Give only the number of lines that include the string "page".

Material to process —
>>

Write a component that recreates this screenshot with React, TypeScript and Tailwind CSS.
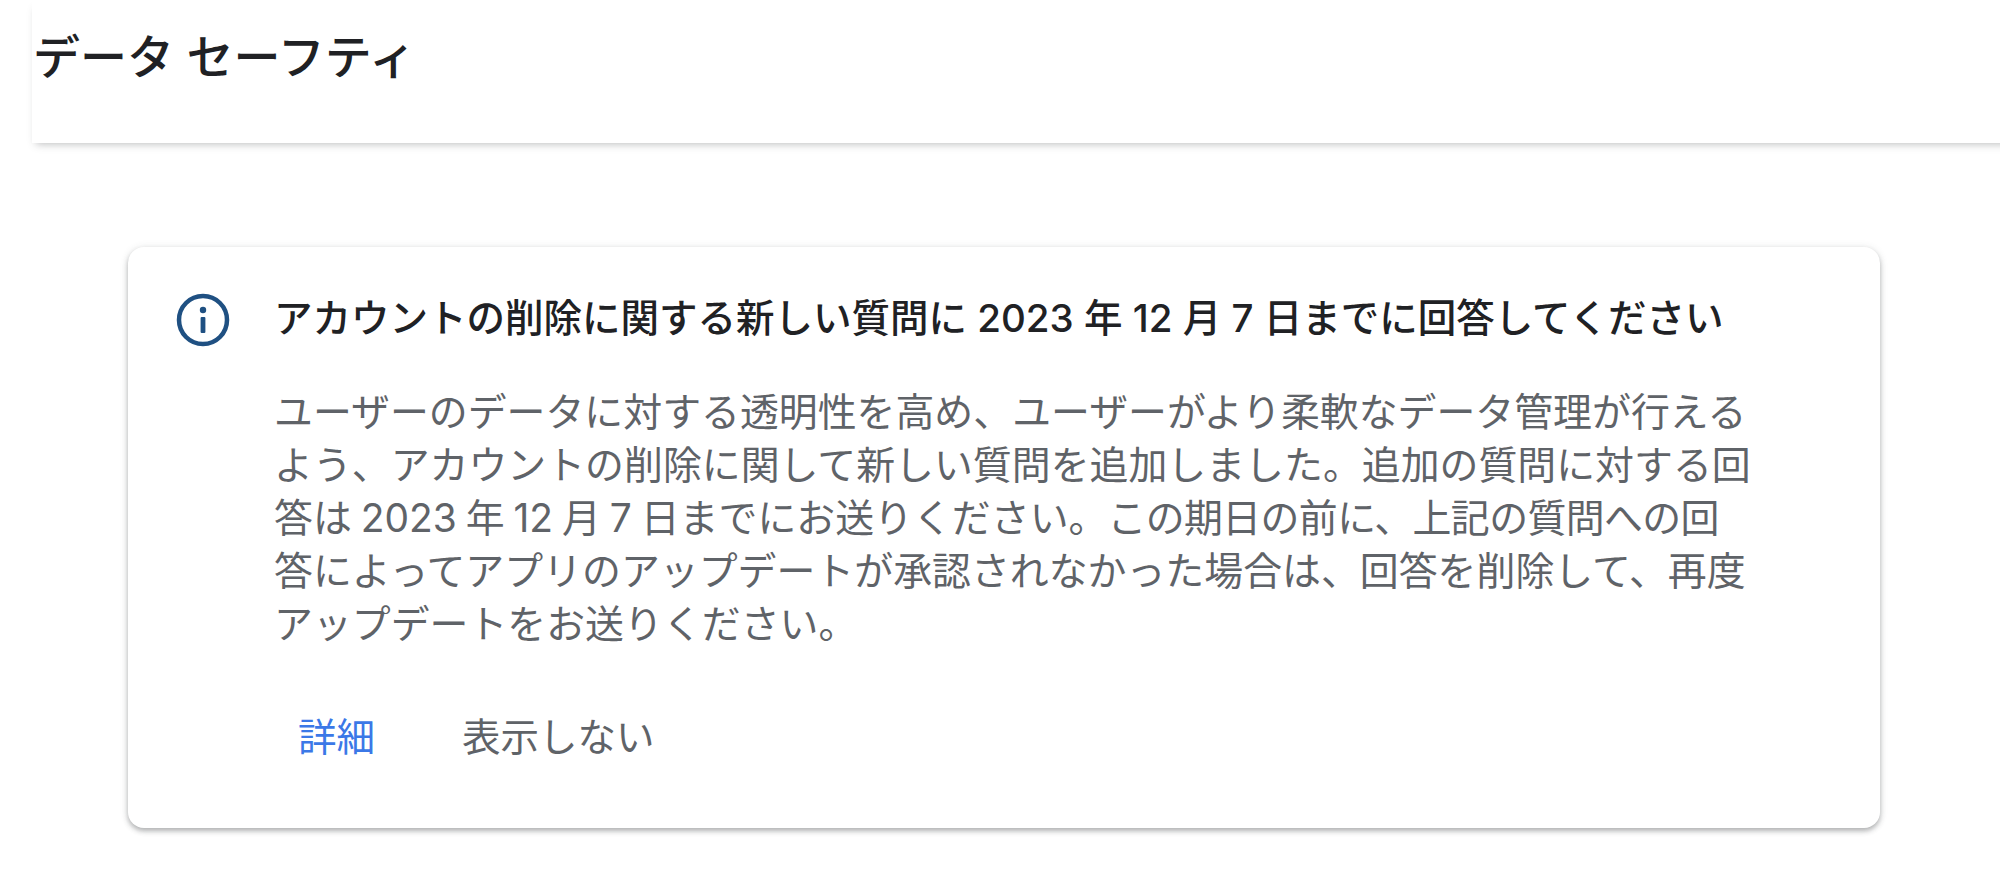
const FONT = "[font-family:'Inter','Noto_Sans_CJK_JP',sans-serif]";

function InfoIcon() {
  return (
    <svg width="54" height="54" viewBox="0 0 54 54" fill="none" className="shrink-0">
      <circle cx="27" cy="27" r="24" stroke="#1f5082" strokeWidth="4.5" />
      <circle cx="27" cy="17" r="3.2" fill="#1f5082" />
      <rect x="24.6" y="24" width="4.8" height="16" rx="1" fill="#1f5082" />
    </svg>
  );
}

export default function App() {
  return (
    <div className={`w-[2000px] h-[886px] overflow-hidden bg-white ${FONT}`}>
      {/* page header */}
      <div className="ml-8 w-[1990px] h-[143px] pl-px pt-[29px] shadow-[0_5px_8px_-4px_rgba(60,64,67,0.35)]">
        <h1 className="text-[47px] leading-[56px] font-medium text-[#202124]">
          データ セーフティ
        </h1>
      </div>

      {/* notice card */}
      <div className="ml-32 mt-[104px] w-[1752px] h-[581px] rounded-2xl bg-white pl-12 pt-[46px] flex gap-[44px] shadow-[0_3px_5px_rgba(60,64,67,0.35),0_1px_8px_rgba(60,64,67,0.12)]">
        <InfoIcon />
        <div className="min-w-0">
          <h2 className="text-[38.5px] leading-[50px] font-medium whitespace-nowrap text-[#202124]">
            アカウントの削除に関する新しい質問に 2023 年 12 月 7 日までに回答してください
          </h2>
          <div className="mt-[42px] text-[38.9px] leading-[53px] whitespace-nowrap text-[#5f6368]">
            <p>ユーザーのデータに対する透明性を高め、ユーザーがより柔軟なデータ管理が行える</p>
            <p>よう、アカウントの削除に関して新しい質問を追加しました。追加の質問に対する回</p>
            <p className="[word-spacing:-2px]">
              答は 2023 年 12 月 7 日までにお送りください。
              <span className="tracking-[-0.6px]">この期日の前に、上記の質問への回</span>
            </p>
            <p>答によってアプリのアップデートが承認されなかった場合は、回答を削除して、再度</p>
            <p>アップデートをお送りください。</p>
          </div>
          <div className="mt-[55px] flex gap-[87px] pl-6 text-[38.5px] leading-[64px] font-normal">
            <button className="text-[#3b78e7]">詳細</button>
            <button className="text-[#5f6368]">表示しない</button>
          </div>
        </div>
      </div>
    </div>
  );
}
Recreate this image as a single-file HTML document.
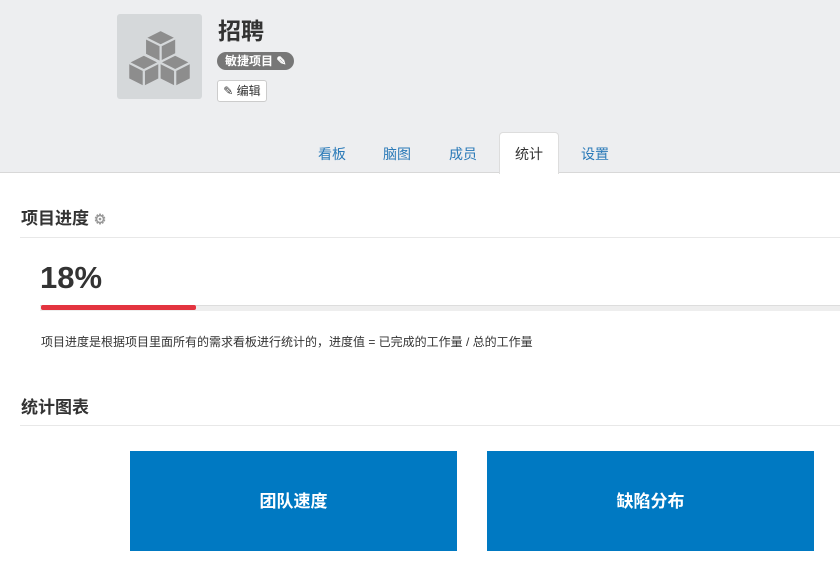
<!DOCTYPE html>
<html><head><meta charset="utf-8"><style>
*{margin:0;padding:0;box-sizing:border-box}
body{width:840px;height:570px;overflow:hidden;background:#fff;font-family:"Liberation Sans","Noto Sans CJK SC",sans-serif;color:#333;position:relative}
.hdr{position:absolute;left:0;top:0;width:840px;height:173px;background:#edeef0;border-bottom:1px solid #d8d8d8}
.logo{position:absolute;left:117px;top:14px;width:85px;height:85px;background:#d5d8da;border-radius:3px}
.title{position:absolute;left:218px;top:12px;font-size:23px;font-weight:bold;color:#333}
.badge{position:absolute;left:217px;top:52px;height:18px;padding:0 8px;background:#777;color:#fff;font-size:12px;font-weight:bold;border-radius:9px;line-height:18px}
.btn{position:absolute;left:217px;top:80px;height:22px;width:50px;background:#fff;border:1px solid #ccc;border-radius:3px;font-size:12px;line-height:20px;text-align:center}
.tab{position:absolute;top:144px;font-size:14px;color:#2a7ab8}
.active{position:absolute;left:499px;top:132px;width:60px;height:42px;background:#fff;border:1px solid #ddd;border-bottom:none;border-radius:4px 4px 0 0}
h3{position:absolute;font-size:17px;font-weight:bold;color:#333}
.line{position:absolute;left:20px;width:820px;height:1px;background:#e8e8e8}
.box{position:absolute;top:451px;width:327px;height:100px;background:#0079c2;color:#fff;font-size:17px;font-weight:bold;text-align:center;line-height:102px}
</style></head><body>
<div class="hdr">
<div class="logo"><svg width="85" height="85" viewBox="0 0 85 85"><g transform="translate(42.5 45) scale(1.12) translate(-43 -41)"><g fill="#8d8d8d" stroke="#d5d8da" stroke-width="2"><path d="M30 22 L44 15 L58 22 L58 37 L44 44 L30 37Z"/><path d="M15 44 L29 37 L43 44 L43 59 L29 66 L15 59Z"/><path d="M43 44 L57 37 L71 44 L71 59 L57 66 L43 59Z"/></g><g fill="none" stroke="#d5d8da" stroke-width="2"><path d="M30 22 L44 29 L58 22 M44 29 V44"/><path d="M15 44 L29 51 L43 44 M29 51 V66"/><path d="M43 44 L57 51 L71 44 M57 51 V66"/></g></g></svg></div>
<div class="title">招聘</div>
<div class="badge">敏捷项目 ✎</div>
<div class="btn">✎ 编辑</div>
<div class="active"></div>
<div class="tab" style="left:318px">看板</div>
<div class="tab" style="left:383px">脑图</div>
<div class="tab" style="left:449px">成员</div>
<div class="tab" style="left:515px;color:#333">统计</div>
<div class="tab" style="left:581px">设置</div>
</div>
<h3 style="left:21px;top:204px">项目进度 <span style="color:#999;font-size:14px">⚙</span></h3>
<div class="line" style="top:237px"></div>
<div style="position:absolute;left:40px;top:260px;font-size:31px;font-weight:bold;color:#333">18%</div>
<div style="position:absolute;left:40px;top:305px;width:800px;height:6px;background:#eee;border-top:1px solid #ddd"></div>
<div style="position:absolute;left:41px;top:305px;width:155px;height:5px;background:#e3343f;border-radius:2px"></div>
<div style="position:absolute;left:41px;top:333px;font-size:12px;color:#333">项目进度是根据项目里面所有的需求看板进行统计的，进度值 = 已完成的工作量 / 总的工作量</div>
<h3 style="left:21px;top:393px">统计图表</h3>
<div class="line" style="top:425px"></div>
<div class="box" style="left:130px">团队速度</div>
<div class="box" style="left:487px">缺陷分布</div>
</body></html>
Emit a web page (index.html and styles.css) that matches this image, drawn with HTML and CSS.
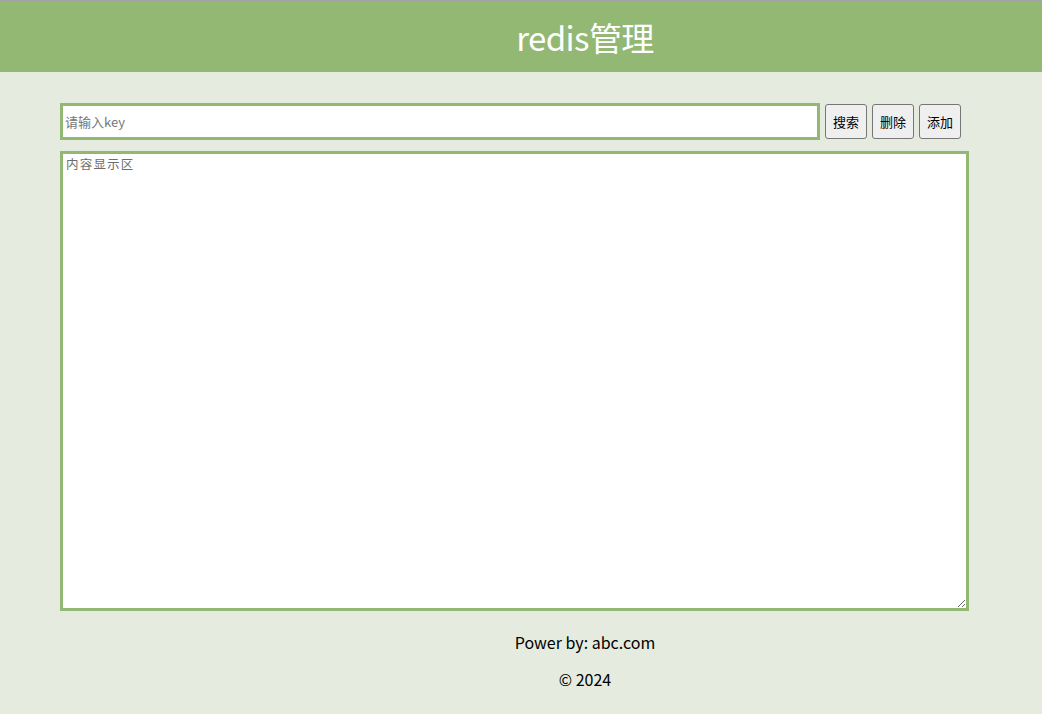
FILE: index.html
```html
<!DOCTYPE html>
<html lang="zh">
<head>
<meta charset="utf-8">
<title>redis管理</title>
<link rel="stylesheet" href="styles.css">
</head>
<body>
<div class="topline"></div>
<header class="header"><h1 class="title">redis管理</h1></header>
<main class="main">
  <div class="toolbar">
    <input class="key-input" type="text" placeholder="请输入key">
    <button class="btn">搜索</button>
    <button class="btn">删除</button>
    <button class="btn">添加</button>
  </div>
  <textarea class="content" placeholder="内容显示区"></textarea>
</main>
<footer class="footer">
  <p class="foot-line">Power by: abc.com</p>
  <p class="foot-line">© 2024</p>
</footer>
</body>
</html>
```
FILE: styles.css
```css
html, body {
  margin: 0;
  padding: 0;
  background: #e5ecdf;
  font-family: "Noto Sans CJK SC", "Noto Sans", sans-serif;
  overflow: hidden;
}
.topline {
  height: 2px;
  background: #a3a3a3;
}
.header {
  height: 70px;
  background: #93b874;
  display: flex;
  align-items: center;
  justify-content: center;
  padding-left: 128px;
}
.title {
  margin: 0;
  color: #ffffff;
  font-size: 33px;
  font-weight: normal;
  line-height: 1;
  letter-spacing: -0.6px;
}
.main {
  padding: 31px 0 0 60px;
  width: 909px;
}
.toolbar {
  display: flex;
  align-items: center;
  height: 37px;
}
.key-input {
  box-sizing: border-box;
  width: 760px;
  height: 37px;
  border: 3px solid #93b874;
  margin: 0 5px 0 0;
  padding: 0 2px;
  font-size: 13px;
  font-family: "Noto Sans CJK SC", sans-serif;
  outline: none;
}
.key-input::placeholder {
  color: #767676;
}
.btn {
  box-sizing: border-box;
  height: 35px;
  padding: 0 7px;
  margin-right: 5px;
  font-size: 13px;
  font-family: "Noto Sans CJK SC", sans-serif;
  background: #efefef;
  border: 1px solid #767676;
  border-radius: 3px;
  color: #000;
}
.content {
  display: block;
  box-sizing: border-box;
  width: 909px;
  height: 460px;
  margin-top: 11px;
  border: 3px solid #93b874;
  padding: 0 3px;
  font-size: 12.5px;
  font-family: "Noto Sans CJK SC", monospace;
  letter-spacing: 1.2px;
  outline: none;
}
.content::placeholder {
  color: #6d6d6d;
}
.footer {
  padding-left: 128px;
  text-align: center;
  padding-top: 20px;
}
.foot-line {
  margin: 0 0 14px 0;
  font-size: 16px;
  line-height: 23px;
  color: #000;
  font-family: "Noto Sans CJK SC", sans-serif;
}
```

<<

Full solution — 2